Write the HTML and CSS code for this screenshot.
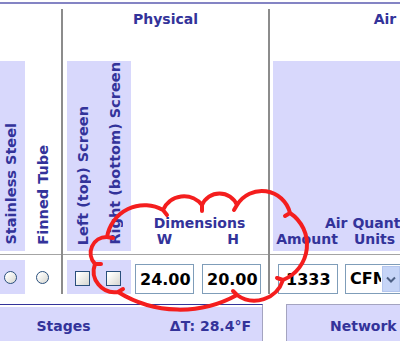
FILE: index.html
```html
<!DOCTYPE html>
<html lang="en">
<head>
    <meta charset="UTF-8">
    <title>Coil selection</title>
    <link rel="stylesheet" href="styles.css">
</head>
<body>
    <div class="topbar"></div>

    <div class="sheet">
        <div class="grp grp-left"></div>
        <div class="grp grp-phys">Physical</div>
        <div class="grp grp-air">Air</div>

        <div class="hd vert lav hd-steel"><span>Stainless Steel</span></div>
        <div class="hd vert hd-fin"><span>Finned Tube</span></div>
        <div class="hd vert lav hd-left"><span>Left (top) Screen</span></div>
        <div class="hd vert lav hd-right"><span>Right (bottom) Screen</span></div>
        <div class="hd hd-dims">
            <div>Dimensions</div>
            <div class="sub sub-dims"><span>W</span><span>H</span></div>
        </div>
        <div class="hd lav hd-airq">
            <div class="airq-title">Air Quantity</div>
            <div class="sub sub-air"><span>Amount</span><span>Units</span><span></span></div>
        </div>

        <div class="rule"></div>
        <div class="sep sep1"></div>
        <div class="sep sep2"></div>

        <div class="cell lav c-steel"><input type="radio" name="mat"></div>
        <div class="cell c-fin"><input type="radio" name="mat"></div>
        <div class="cell lav c-left"><input type="checkbox"></div>
        <div class="cell lav c-right"><input type="checkbox"></div>
        <div class="cell c-w"><input type="text" class="num" value="24.00"></div>
        <div class="cell c-h"><input type="text" class="num" value="20.00"></div>
        <div class="cell c-amt"><input type="text" class="num num-amt" value="1333"></div>
        <div class="cell c-units">
            <div class="select">
                <span class="select-text">CFM</span>
                <span class="select-btn">
                    <svg width="10" height="7" viewBox="0 0 10 7"><path d="M1 1.5 L5 5.5 L9 1.5" fill="none" stroke="#4d6185" stroke-width="2"/></svg>
                </span>
            </div>
        </div>
    </div>

    <div class="panels">
        <div class="panel panel-stages">
            <span class="stages">Stages</span>
            <span class="delta">&Delta;T: 28.4&deg;F</span>
        </div>
        <div class="panel panel-net">Network</div>
    </div>

    <!-- review markup drawn over the dimensions -->
    <svg class="cloud" width="400" height="341" viewBox="0 0 400 341">
        <path d="M107 237
                 A38 38 0 0 1 163 210 l4 5 m-4 -5
                 A23 23 0 0 1 202 205 l0 6 m0 -6
                 A19 19 0 0 1 237 205 l-3 5 m3 -5
                 A29 29 0 0 1 290 213 l-5 3 m5 -3
                 A38 38 0 0 1 283 280 l-6 -2 m6 2
                 A30 30 0 0 1 237 295 l-4 -4 m4 4
                 A118 118 0 0 1 118 292 l5 -3 m-5 3
                 A21 21 0 0 1 95 264 l6 0 m-6 0
                 A16 16 0 0 1 107 237 l6 1"
              fill="none" stroke="#f41e1e" stroke-width="4" stroke-linecap="round" stroke-linejoin="round"/>
    </svg>
</body>
</html>
```

FILE: styles.css
```css
* {
    box-sizing: border-box;
}

body {
    margin: 0;
    width: 400px;
    height: 341px;
    overflow: hidden;
    position: relative;
    background: #fff;
    font-family: "DejaVu Sans", Verdana, sans-serif;
    color: #33339a;
}

.topbar {
    height: 2px;
    margin-top: 2px;
    background: #8484c4;
}

.sheet {
    display: grid;
    width: 500px;
    margin-top: 5px;
    grid-template-columns: 25px 36px 2px 4px 32px 32px 67px 70px 2px 3px 68px 67px 92px;
    grid-template-rows: 52px 190px 9px 34px;
}

.lav {
    background: #d8d8fc;
}

.grp {
    grid-row: 1;
    font-weight: bold;
    font-size: 14px;
    text-align: center;
    padding-top: 2px;
}

.grp-left { grid-column: 1 / 3; }
.grp-phys { grid-column: 4 / 9; }
.grp-air  { grid-column: 10 / 14; }

.hd {
    grid-row: 2;
    font-weight: bold;
    font-size: 14px;
    line-height: 16px;
}

.vert {
    display: flex;
    justify-content: center;
    align-items: flex-end;
    padding-bottom: 6px;
    font-size: 14.5px;
}

.vert span {
    writing-mode: vertical-rl;
    transform: rotate(180deg);
    white-space: nowrap;
}

.hd-steel { grid-column: 1; padding-right: 4px; }
.hd-fin   { grid-column: 2; }
.hd-left  { grid-column: 5; }
.hd-right { grid-column: 6; }

.hd-dims {
    grid-column: 7 / 9;
    display: flex;
    flex-direction: column;
    justify-content: flex-end;
    text-align: center;
    padding-bottom: 4px;
}

.hd-airq {
    grid-column: 11 / 14;
    display: flex;
    flex-direction: column;
    justify-content: flex-end;
    padding-bottom: 4px;
}

.airq-title {
    text-align: center;
    padding-right: 27px;
}

.sub {
    display: grid;
    text-align: center;
}

.sub-dims { grid-template-columns: 67px 70px; }
.sub-air  { grid-template-columns: 68px 67px 92px; }

.rule {
    grid-row: 3;
    grid-column: 1 / -1;
    border-bottom: 1px solid #a4a4a4;
    height: 4px;
}

.sep {
    grid-row: 1 / 5;
    background: #8c8c8c;
}

.sep1 { grid-column: 3; }
.sep2 { grid-column: 9; }

.cell {
    grid-row: 4;
    display: flex;
    align-items: center;
}

.c-steel { grid-column: 1; padding-left: 4px; }
.c-fin   { grid-column: 2; padding-left: 11px; }
.c-left  { grid-column: 5; padding-left: 8px; }
.c-right { grid-column: 6; padding-left: 7px; }
.c-w     { grid-column: 7; padding-left: 4px; }
.c-h     { grid-column: 8; padding-left: 4px; }
.c-amt   { grid-column: 11; padding-left: 5px; }
.c-units { grid-column: 12 / 14; padding-left: 4px; }

input[type="radio"],
input[type="checkbox"] {
    appearance: none;
    margin: 0;
    border: 1px solid #2a4f7c;
    background: linear-gradient(135deg, #fdfdfb 20%, #d6d6d0);
}

input[type="radio"] {
    width: 13px;
    height: 13px;
    border-radius: 50%;
}

input[type="checkbox"] {
    width: 15px;
    height: 15px;
    margin-top: 2px;
}

.num {
    width: 59px;
    height: 30px;
    margin-top: 4px;
    border: 1px solid #7f9db9;
    padding: 0 0 0 4px;
    font-family: "DejaVu Sans", Verdana, sans-serif;
    font-weight: bold;
    font-size: 16px;
    color: #000;
}

.num-amt {
    width: 60px;
    padding-left: 7px;
}

.select {
    display: flex;
    width: 57px;
    height: 30px;
    margin-top: 4px;
    border: 1px solid #7f9db9;
    background: #fff;
}

.select-text {
    flex: 1;
    padding-left: 4px;
    line-height: 28px;
    font-weight: bold;
    font-size: 16px;
    color: #000;
    overflow: hidden;
    white-space: nowrap;
}

.select-btn {
    width: 18px;
    flex-shrink: 0;
    margin: 1px;
    display: flex;
    align-items: center;
    justify-content: center;
    background: #c6d5f7;
    border: 1px solid #b4c6ee;
}

.panels {
    display: flex;
    gap: 23px;
    margin-top: 10px;
}

.panel {
    flex-shrink: 0;
    height: 40px;
    background: #d8d8fc;
    font-weight: bold;
    font-size: 14px;
    padding-top: 13px;
}

.panel-stages {
    display: flex;
    width: 263px;
    border-top: 1px solid #33339a;
    border-right: 1px solid #a4a4c0;
    box-shadow: inset 0 2px 0 #fff;
}

.stages {
    width: 127px;
    text-align: center;
}

.delta {
    flex: 1;
    text-align: right;
    padding-right: 11px;
}

.panel-net {
    width: 160px;
    border: 1px solid #a4a4c0;
    padding-left: 43px;
}

.cloud {
    position: absolute;
    left: 0;
    top: 0;
    pointer-events: none;
}
```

▶ _Problem requirements_: Leave every image out, and retype the material exactly.

▶ _Result of this exercise_:
Write the HTML and CSS code for this screenshot.
FILE: index.html
```html
<!DOCTYPE html>
<html lang="en">
<head>
    <meta charset="UTF-8">
    <title>Coil selection</title>
    <link rel="stylesheet" href="styles.css">
</head>
<body>
    <div class="topbar"></div>

    <div class="sheet">
        <div class="grp grp-left"></div>
        <div class="grp grp-phys">Physical</div>
        <div class="grp grp-air">Air</div>

        <div class="hd vert lav hd-steel"><span>Stainless Steel</span></div>
        <div class="hd vert hd-fin"><span>Finned Tube</span></div>
        <div class="hd vert lav hd-left"><span>Left (top) Screen</span></div>
        <div class="hd vert lav hd-right"><span>Right (bottom) Screen</span></div>
        <div class="hd hd-dims">
            <div>Dimensions</div>
            <div class="sub sub-dims"><span>W</span><span>H</span></div>
        </div>
        <div class="hd lav hd-airq">
            <div class="airq-title">Air Quantity</div>
            <div class="sub sub-air"><span>Amount</span><span>Units</span><span></span></div>
        </div>

        <div class="rule"></div>
        <div class="sep sep1"></div>
        <div class="sep sep2"></div>

        <div class="cell lav c-steel"><input type="radio" name="mat"></div>
        <div class="cell c-fin"><input type="radio" name="mat"></div>
        <div class="cell lav c-left"><input type="checkbox"></div>
        <div class="cell lav c-right"><input type="checkbox"></div>
        <div class="cell c-w"><input type="text" class="num" value="24.00"></div>
        <div class="cell c-h"><input type="text" class="num" value="20.00"></div>
        <div class="cell c-amt"><input type="text" class="num num-amt" value="1333"></div>
        <div class="cell c-units">
            <div class="select">
                <span class="select-text">CFM</span>
                <span class="select-btn">
                    <svg width="10" height="7" viewBox="0 0 10 7"><path d="M1 1.5 L5 5.5 L9 1.5" fill="none" stroke="#4d6185" stroke-width="2"/></svg>
                </span>
            </div>
        </div>
    </div>

    <div class="panels">
        <div class="panel panel-stages">
            <span class="stages">Stages</span>
            <span class="delta">&Delta;T: 28.4&deg;F</span>
        </div>
        <div class="panel panel-net">Network</div>
    </div>

    <!-- review markup drawn over the dimensions -->
    <svg class="cloud" width="400" height="341" viewBox="0 0 400 341">
        <path d="M107 237
                 A38 38 0 0 1 163 210 l4 5 m-4 -5
                 A23 23 0 0 1 202 205 l0 6 m0 -6
                 A19 19 0 0 1 237 205 l-3 5 m3 -5
                 A29 29 0 0 1 290 213 l-5 3 m5 -3
                 A38 38 0 0 1 283 280 l-6 -2 m6 2
                 A30 30 0 0 1 237 295 l-4 -4 m4 4
                 A118 118 0 0 1 118 292 l5 -3 m-5 3
                 A21 21 0 0 1 95 264 l6 0 m-6 0
                 A16 16 0 0 1 107 237 l6 1"
              fill="none" stroke="#f41e1e" stroke-width="4" stroke-linecap="round" stroke-linejoin="round"/>
    </svg>
</body>
</html>
```

FILE: styles.css
```css
* {
    box-sizing: border-box;
}

body {
    margin: 0;
    width: 400px;
    height: 341px;
    overflow: hidden;
    position: relative;
    background: #fff;
    font-family: "DejaVu Sans", Verdana, sans-serif;
    color: #33339a;
}

.topbar {
    height: 2px;
    margin-top: 2px;
    background: #8484c4;
}

.sheet {
    display: grid;
    width: 500px;
    margin-top: 5px;
    grid-template-columns: 25px 36px 2px 4px 32px 32px 67px 70px 2px 3px 68px 67px 92px;
    grid-template-rows: 52px 190px 9px 34px;
}

.lav {
    background: #d8d8fc;
}

.grp {
    grid-row: 1;
    font-weight: bold;
    font-size: 14px;
    text-align: center;
    padding-top: 2px;
}

.grp-left { grid-column: 1 / 3; }
.grp-phys { grid-column: 4 / 9; }
.grp-air  { grid-column: 10 / 14; }

.hd {
    grid-row: 2;
    font-weight: bold;
    font-size: 14px;
    line-height: 16px;
}

.vert {
    display: flex;
    justify-content: center;
    align-items: flex-end;
    padding-bottom: 6px;
    font-size: 14.5px;
}

.vert span {
    writing-mode: vertical-rl;
    transform: rotate(180deg);
    white-space: nowrap;
}

.hd-steel { grid-column: 1; padding-right: 4px; }
.hd-fin   { grid-column: 2; }
.hd-left  { grid-column: 5; }
.hd-right { grid-column: 6; }

.hd-dims {
    grid-column: 7 / 9;
    display: flex;
    flex-direction: column;
    justify-content: flex-end;
    text-align: center;
    padding-bottom: 4px;
}

.hd-airq {
    grid-column: 11 / 14;
    display: flex;
    flex-direction: column;
    justify-content: flex-end;
    padding-bottom: 4px;
}

.airq-title {
    text-align: center;
    padding-right: 27px;
}

.sub {
    display: grid;
    text-align: center;
}

.sub-dims { grid-template-columns: 67px 70px; }
.sub-air  { grid-template-columns: 68px 67px 92px; }

.rule {
    grid-row: 3;
    grid-column: 1 / -1;
    border-bottom: 1px solid #a4a4a4;
    height: 4px;
}

.sep {
    grid-row: 1 / 5;
    background: #8c8c8c;
}

.sep1 { grid-column: 3; }
.sep2 { grid-column: 9; }

.cell {
    grid-row: 4;
    display: flex;
    align-items: center;
}

.c-steel { grid-column: 1; padding-left: 4px; }
.c-fin   { grid-column: 2; padding-left: 11px; }
.c-left  { grid-column: 5; padding-left: 8px; }
.c-right { grid-column: 6; padding-left: 7px; }
.c-w     { grid-column: 7; padding-left: 4px; }
.c-h     { grid-column: 8; padding-left: 4px; }
.c-amt   { grid-column: 11; padding-left: 5px; }
.c-units { grid-column: 12 / 14; padding-left: 4px; }

input[type="radio"],
input[type="checkbox"] {
    appearance: none;
    margin: 0;
    border: 1px solid #2a4f7c;
    background: linear-gradient(135deg, #fdfdfb 20%, #d6d6d0);
}

input[type="radio"] {
    width: 13px;
    height: 13px;
    border-radius: 50%;
}

input[type="checkbox"] {
    width: 15px;
    height: 15px;
    margin-top: 2px;
}

.num {
    width: 59px;
    height: 30px;
    margin-top: 4px;
    border: 1px solid #7f9db9;
    padding: 0 0 0 4px;
    font-family: "DejaVu Sans", Verdana, sans-serif;
    font-weight: bold;
    font-size: 16px;
    color: #000;
}

.num-amt {
    width: 60px;
    padding-left: 7px;
}

.select {
    display: flex;
    width: 57px;
    height: 30px;
    margin-top: 4px;
    border: 1px solid #7f9db9;
    background: #fff;
}

.select-text {
    flex: 1;
    padding-left: 4px;
    line-height: 28px;
    font-weight: bold;
    font-size: 16px;
    color: #000;
    overflow: hidden;
    white-space: nowrap;
}

.select-btn {
    width: 18px;
    flex-shrink: 0;
    margin: 1px;
    display: flex;
    align-items: center;
    justify-content: center;
    background: #c6d5f7;
    border: 1px solid #b4c6ee;
}

.panels {
    display: flex;
    gap: 23px;
    margin-top: 10px;
}

.panel {
    flex-shrink: 0;
    height: 40px;
    background: #d8d8fc;
    font-weight: bold;
    font-size: 14px;
    padding-top: 13px;
}

.panel-stages {
    display: flex;
    width: 263px;
    border-top: 1px solid #33339a;
    border-right: 1px solid #a4a4c0;
    box-shadow: inset 0 2px 0 #fff;
}

.stages {
    width: 127px;
    text-align: center;
}

.delta {
    flex: 1;
    text-align: right;
    padding-right: 11px;
}

.panel-net {
    width: 160px;
    border: 1px solid #a4a4c0;
    padding-left: 43px;
}

.cloud {
    position: absolute;
    left: 0;
    top: 0;
    pointer-events: none;
}
```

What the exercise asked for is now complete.